To my children who make me feel like I can carry the world,
Before you, I never fully grasped myself. My self confidence was teeter tottering and nothing really felt… well…. right. I can’t tell you I actually knew what I was missing until you took your first breath, and we shared the world together. All I can say is that now…. I realize…. I was never me nor did I truly love myself. The thing is….. I needed you more than I truly understood.
You see me all day with not a lick of makeup….hair thrown up…. beauty pushed to the side… and somehow you still give me those eyes. Those eyes that tell me I am the most beautiful woman you have ever seen.
You are the only person I have ever met…that forgives me so quickly. There are moments I hate to admit that I have lost my patience. Moments I hate you even have to see. Somehow through it all, I have a loving kid standing right beside me begging me for love rather than the cold shoulder.
You have a sixth sense… one of those gifts God has blessed you with. I don’t have to say a word… somehow you know when something just isn’t right with me. YOU find a way to make it go away. You will search all day for the perfect flower and run to me saying “Mommy happy?” I want you to know….. it is ALWAYS YOU that makes me happy…. not the things of this world.
You made me trade in my old eyes for brand new ones. Eyes that see the beauty in the small things. Eyes that see the beauty in people. Not for who they are or what they have…. but for their heart. I have never seen the world…. REALLY seen it…. until you.
You have made me stronger than ever. I can fight for you against the strongest giants. Fight battles I never thought I could and climb the highest mountains with you strapped on my back. Because true strength isn’t measured by my muscles, but by the strength of my heart. The heart you helped me strengthen.

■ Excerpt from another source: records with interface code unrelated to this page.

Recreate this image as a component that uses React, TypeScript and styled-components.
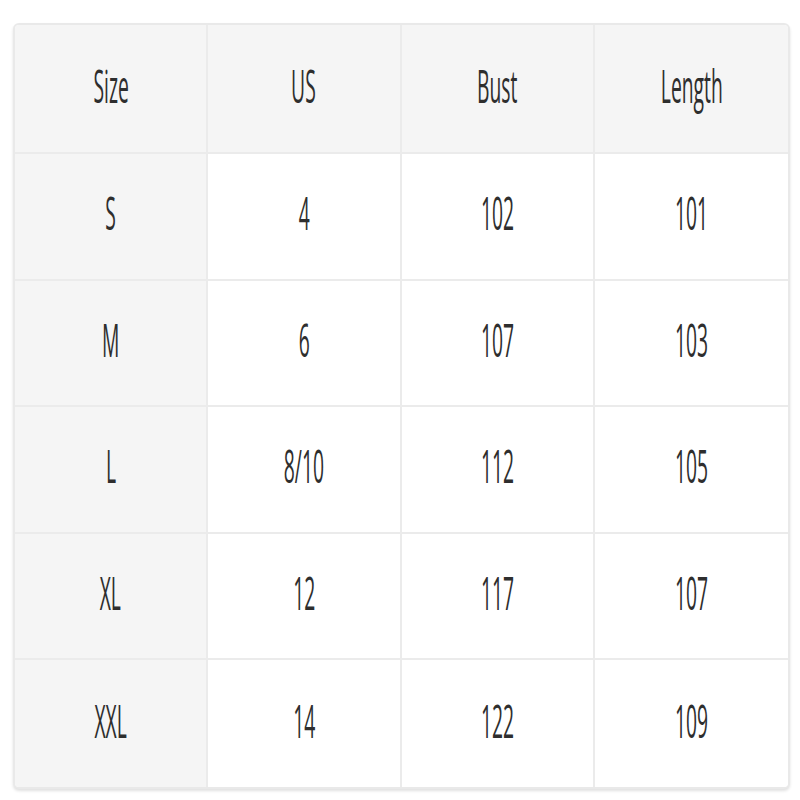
import React from "react";
import styled, { createGlobalStyle } from "styled-components";

const Global = createGlobalStyle`
  html, body { margin: 0; padding: 0; background: #ffffff; }
  body { font-family: "Open Sans", "Liberation Sans", sans-serif; }
`;

const Page = styled.div`
  width: 800px;
  height: 800px;
  padding: 23px 10px 0 13px;
  box-sizing: border-box;
  background: #fff;
`;

const Table = styled.div`
  display: grid;
  grid-template-columns: repeat(4, 1fr);
  grid-template-rows: 129px repeat(5, 126.6px);
  width: 777px;
  border: 2px solid #e9e9e9;
  border-radius: 6px;
  box-sizing: border-box;
  overflow: hidden;
  box-shadow: 0 2px 3px rgba(0, 0, 0, 0.12);
  background: #fff;
`;

const Cell = styled.div<{ $shade: boolean; $lastCol: boolean; $lastRow: boolean }>`
  display: flex;
  align-items: center;
  justify-content: center;
  background: ${(p) => (p.$shade ? "#f5f5f5" : "#ffffff")};
  border-right: ${(p) => (p.$lastCol ? "none" : "2px solid #ebebeb")};
  border-bottom: ${(p) => (p.$lastRow ? "none" : "2px solid #ebebeb")};
`;

const Label = styled.span`
  display: inline-block;
  font-family: "Open Sans", "Liberation Sans", sans-serif;
  font-size: 46px;
  color: #2e2e2e;
  line-height: 1;
  transform: translateY(-4px) scaleX(0.42);
  white-space: nowrap;
`;

const header = ["Size", "US", "Bust", "Length"];
const rows = [
  ["S", "4", "102", "101"],
  ["M", "6", "107", "103"],
  ["L", "8/10", "112", "105"],
  ["XL", "12", "117", "107"],
  ["XXL", "14", "122", "109"],
];

export default function App() {
  const all = [header, ...rows];
  return (
    <>
      <Global />
      <Page>
        <Table>
          {all.map((r, ri) =>
            r.map((c, ci) => (
              <Cell
                key={`${ri}-${ci}`}
                $shade={ri === 0 || ci === 0}
                $lastCol={ci === 3}
                $lastRow={ri === all.length - 1}
              >
                <Label>{c}</Label>
              </Cell>
            ))
          )}
        </Table>
      </Page>
    </>
  );
}
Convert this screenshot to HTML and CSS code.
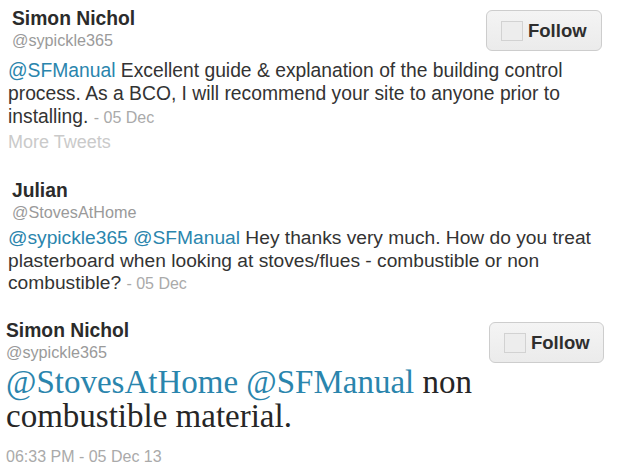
FILE: index.html
```html
<!DOCTYPE html>
<html>
<head>
<meta charset="utf-8">
<link rel="stylesheet" href="styles.css">
</head>
<body>
<div class="page">
  <section class="tweet first">
    <div class="head">
      <div class="who">
        <div class="name">Simon Nichol</div>
        <div class="handle">@sypickle365</div>
      </div>
      <button class="follow"><span class="box"></span>Follow</button>
    </div>
    <p class="text"><a class="mention">@SFManual</a> Excellent guide &amp; explanation of the building control process. As a BCO, I will recommend your site to anyone prior to installing. <span class="date">- 05 Dec</span></p>
    <div class="more">More Tweets</div>
  </section>

  <section class="tweet second">
    <div class="who">
      <div class="name">Julian</div>
      <div class="handle">@StovesAtHome</div>
    </div>
    <p class="text"><a class="mention">@sypickle365</a> <a class="mention">@SFManual</a> Hey thanks very much. How do you treat plasterboard when looking at stoves/flues - combustible or non combustible? <span class="date">- 05 Dec</span></p>
  </section>

  <section class="tweet third">
    <div class="head">
      <div class="who">
        <div class="name">Simon Nichol</div>
        <div class="handle">@sypickle365</div>
      </div>
      <button class="follow"><span class="box"></span>Follow</button>
    </div>
    <p class="big"><a class="mention">@StovesAtHome</a> <a class="mention">@SFManual</a> non combustible material.</p>
    <div class="stamp">06:33 PM - 05 Dec 13</div>
  </section>
</div>
</body>
</html>
```

FILE: styles.css
```css
* { box-sizing: border-box; }
html, body { margin: 0; padding: 0; background: #fff; }
body { font-family: "Liberation Sans", Arial, sans-serif; color: #333; }
.page { width: 640px; height: 466px; overflow: hidden; }

.head { display: flex; justify-content: space-between; align-items: flex-start; }
.name { font-weight: bold; font-size: 19.3px; line-height: 22px; color: #2b2b2b; }
.handle { font-size: 16.2px; line-height: 20px; color: #9a9a9a; }

.follow {
  display: flex; align-items: center; gap: 5px;
  width: 116px; height: 41px; padding: 1px 0 0 14px;
  border: 1px solid #cdcdcd; border-radius: 6px;
  background: linear-gradient(#f4f4f4, #ebebeb);
  font-family: "Liberation Sans", Arial, sans-serif;
  font-weight: bold; font-size: 18.5px; color: #2e2e2e;
}
.box { width: 22px; height: 20px; border: 1px solid #d2d2d2; background: #ededed; }

.text { margin: 0; color: #333; }
.mention { color: #2a85ad; text-decoration: none; }
.date { font-size: 16px; color: #aaa; }
.more { font-size: 18px; line-height: 21px; color: #cacaca; }

.first { padding: 8px 38px 0 12px; }
.first .follow { margin-top: 2px; }
.first .text { margin: 8px 0 0 -4px; font-size: 19.3px; line-height: 23px; }
.first .more { margin: 3px 0 0 -4px; }

.second { padding: 27px 20px 0 12px; }
.second .text { margin: 5px 0 0 -4px; font-size: 19.2px; line-height: 22.5px; }

.third { padding: 24px 36px 0 6px; }
.third .follow { width: 115px; margin-top: 2px; }
.big { margin: 2px 0 0 0; font-family: "Liberation Serif", "Times New Roman", serif; font-size: 33px; line-height: 34px; color: #262626; }
.stamp { margin-top: 14px; font-size: 16px; line-height: 20px; color: #aaa; }
```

You help me see the light in this dark world and in myself. You don’t focus on my imperfections… but you take the things I actually do right, and you hold on so tightly. You cling to the good in the world.
You have taught me the importance of time. Seconds. Milliseconds. Each should be cherished. I am not sure how long we have together…. what God’s plan is for us. What I do know is…. each millisecond will count.
You showed me carelessness is foolishness. The choices we make now will make impacts on our beginnings of tomorrow. Each choice should be accounted for.
You have taught me to love myself. Not through the world’s eyes…. but through God’s.
The innocence of your world is exactly what this mom needed. Never change my sweet baby. Because of you, I can carry the world on my shoulders.
Your transformed mom
Matthew 18:2-4 – 2 He called a little child to him, and placed the child among them. And he said: “Truly I tell you, unless you change and become like little children, you will never enter the kingdom of heaven. Therefore, whoever takes the lowly position of this child is the greatest in the kingdom of heaven.